The boat was about as smooth as being at sea. We were rolling around on the waves. One particularly rogue wave caught Cassidy and my attention as it approached. It hit us at a 45-degree angle to the bow and we couldn't see the horizon otherwise. It lifted us up by the starboard hull, pounded it's entire length of the cabin, then slammed into the port hull relocating our shelves, books, and full container of gasoline from the cockpit into the main salon. Fortunately most of our things were already stowed as if we were at sea, so we were ready for some rough seas, but this wave did more than anything underway.
The next morning, it was still grey and raining, but slightly more calm. We had marching orders from our weather router that we needed to get out of Norfolk by late that morning. I was quite interested in going to shore before our departure. The entry looked possible, so we launched the dinghy, geared up in rain clothes and jackets, grabbed a snack, and headed in. A local man met us on the jetty, helped us unload onto the ramp, and then helped us pull the dinghy up the stairs. He offered to drive us around town, show us the local sites, and take us shopping or whatever we needed. We told him we only had $60 US with us, but whatever he was happy to do would be great with us.
He insisted that he had a day off, he was supposed to offload the cargo ship, but due to weather it can't come for another day or two, so he'd love to just be our host. His name was Barry Christian and he is 5th generation descendent of Fletcher Christian, who was involved in the Mutiny on the Bounty at Pitcairn Island. A large group of those involved in the Mutiny came to Norfolk Island from Pitcairn. They have an annual celebration on the island of the arrival of the group from Pitcairn, where they dress in traditional dress and re-enact the arrival. There is also a large stage with a Bounty ship and even a pool that they row over to "Tahiti" in. This play is for tourists every Tuesday and he played Fletcher Christian for 10 years in it.
There is a small medical clinic with 3 doctors, but any specialty care has to go to mainland Australia. At the airport was a twin-engine airplane. Apparently someone flew in with a license for only a single engine craft, no flight plan and it was filled with drugs going from New Zealand to Fiji. Maybe he thought a small town would work with him on this?? There was also a "ghost ship" that he showed us. They saw it offshore drifting, no motor and no sails, so went to see if everything was all right onboard. It was covered in barnacles and no one was onboard. Apparently someone in New Zealand owned it. He had reportedly scuttled the boat and possibly collected the insurance money on it over a year ago. They contacted him a few months prior and he said he'd come for it, but he hasn't. It was nice of them to try to contact him, but by salvage rights, it's their boat. If he's not interested, the locals should fix it up and have their own boat!
He explained to us that their local legislature had lined their own pockets and the government was broke. They had failed to do the "remediation" requested by Australia, so Australia was going to take over governing them.

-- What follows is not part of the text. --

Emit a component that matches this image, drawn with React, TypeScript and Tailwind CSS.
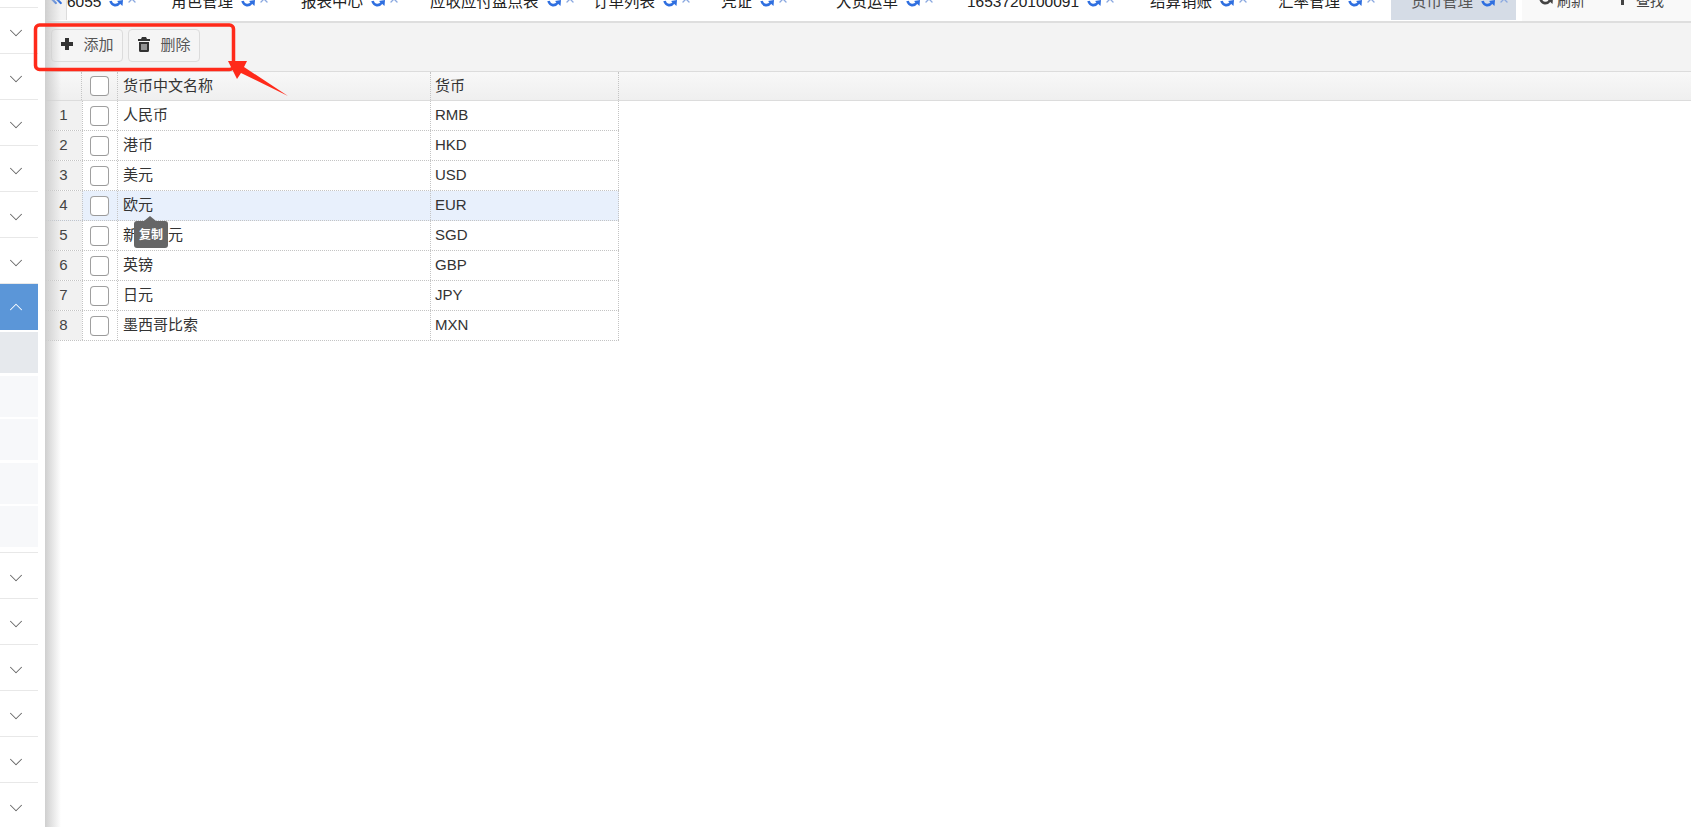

They have 52 cruise ships per year that pass the island, but only 3 were able to stop this year due to the landing. The Australian government is going to help invest in building a breakwater and better landing for cruise ships to help the local economy sustain itself. At the market we saw the layout of the 3-year re-investment plan. With a population of 1800, when a cruise ship lands another 1800 people per day on that island, it'll be bustling for sure! But they have about 30,000 tourists, which come by air annually, so tourism is their main industry. They also export seeds of the indigenous Norfolk pine (a beautiful, tall pine tree that takes up to 200 years to grow). He said the main export is to Belgium. I thought that strange, but whatever works for everyone. They were beautiful trees, but it seems like Belgium would have a closer source for pines.
He also said that they are the biggest seller of Legos in the southern hemisphere. A ship brings them, and then a woman there who started the industry sorts them and mails them out through mail order. Because it goes through Norfolk, it's duty free apparently. Strange how we've set up the world that by shipping things to some remote place, then back out of that remote place, it becomes cheaper. . . But good for that woman I suppose. She's found her niche!
We had a wonderful day! What a great way to get some fresh air, solid ground, and learn so much about a local town!! Barry used to give tours for one of the companies in town, so was quite knowledgeable in all areas, their history as a penal colony, the immigration of the Bounty survivors, current and local economics and government, sea and air rescue (which he takes part in and told us some stories), etc. They celebrate Thanksgiving on this island because about half of the crew on the Bounty were American whalers I think he said. So still to this day, they celebrate American Thanksgiving.
We are fortunate to have made a friend in Norfolk! Could not imagine better hospitality and a better way to spend just one day getting to know a place and stretch our legs and revitalize for our second stretch of the passage. Thank you Barry for an excellent day!! If we can make our way back, we'd very much like to. And if you're crossing from New Caledonia to New Zealand, it's a recommended stop if weather allows!